Stojaczyk, DariuszX dariuszx.stojaczyk at intel.com
Fri Jun 1 14:22:58 CEST 2018


> -----Original Message-----
> From: Burakov, Anatoly
> Sent: Friday, June 1, 2018 1:00 PM
> On 01-Jun-18 1:51 PM, Dariusz Stojaczyk wrote:
> > EAL reserves a huge area in virtual address space to provide virtual
> > address contiguity for e.g.
> > future memory extensions (memory hotplug). During memory hotplug, if
> > the hugepage mmap succeeds but doesn't suffice EAL's requiriments, the
> > EAL would unmap this mapping straight away, leaving a hole in its
> > virtual memory area and making it available to everyone.

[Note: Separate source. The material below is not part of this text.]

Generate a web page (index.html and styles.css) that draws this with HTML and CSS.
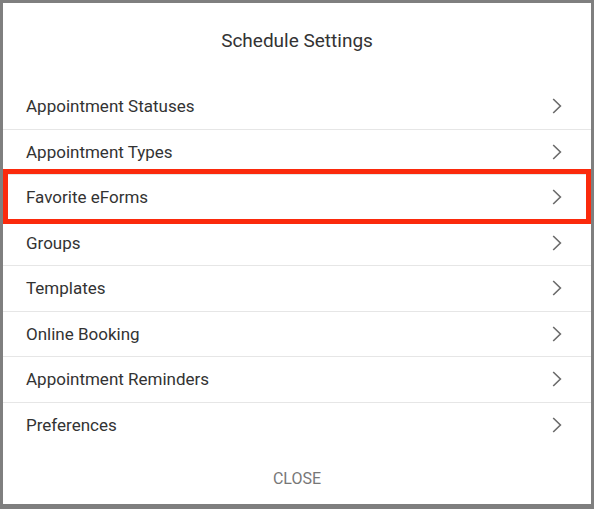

As EAL still
> > thinks it owns the entire region, it may try to mmap it later with
> > MAP_FIXED, possibly overriding a user's mapping that was made in the
> > meantime.
> >
> > This patch ensures each hole is mapped back by EAL, so that it won't
> > be available to anyone else.
> >
> > Signed-off-by: Dariusz Stojaczyk <dariuszx.stojaczyk at intel.com>
> > ---
> 
> Generally, if the commit is a bugfix, reference to the original commit that
> introduces the issue should be part of the commit message. See DPDK
> contribution guidelines [1] and "git fixline" [2]. Also, this bug is present in
> 18.05, so you should also Cc: stable at dpdk.org (same applies for all of your
> other patches for memalloc).
> 
> [1] http://dpdk.org/doc/guides/contributing/patches.html
> [2] http://dpdk.org/dev

Ack, thanks.

> 
> >   lib/librte_eal/linuxapp/eal/eal_memalloc.c | 17 +++++++++++++++++
> >   1 file changed, 17 insertions(+)
> >
> > diff --git a/lib/librte_eal/linuxapp/eal/eal_memalloc.c
> > b/lib/librte_eal/linuxapp/eal/eal_memalloc.c
> > index 8c11f98..b959ea5 100644
> > --- a/lib/librte_eal/linuxapp/eal/eal_memalloc.c
> > +++ b/lib/librte_eal/linuxapp/eal/eal_memalloc.c
> > @@ -39,6 +39,7 @@
> >   #include "eal_filesystem.h"
> >   #include "eal_internal_cfg.h"
> >   #include "eal_memalloc.h"
> > +#include "eal_private.h"
> >
> >   /*
> >    * not all kernel version support fallocate on hugetlbfs, so fall
> > back to @@ -490,6 +491,8 @@ alloc_seg(struct rte_memseg *ms, void
> *addr, int socket_id,
> >   	int ret = 0;
> >   	int fd;
> >   	size_t alloc_sz;
> > +	int flags;
> > +	void *new_addr;
> >
> >   	/* takes out a read lock on segment or segment list */
> >   	fd = get_seg_fd(path, sizeof(path), hi, list_idx, seg_idx); @@
> > -585,6 +588,20 @@ alloc_seg(struct rte_memseg *ms, void *addr, int
> > socket_id,
> >
> >   mapped:
> >   	munmap(addr, alloc_sz);
> > +	flags = MAP_FIXED;
> > +#ifdef RTE_ARCH_PPC_64
> > +	flags |= MAP_HUGETLB;
> > +#endif
> > +	new_addr = eal_get_virtual_area(addr, &alloc_sz, alloc_sz, 0,
> > +flags);
> 
> Page size shouldn't be zero, should be alloc_sz.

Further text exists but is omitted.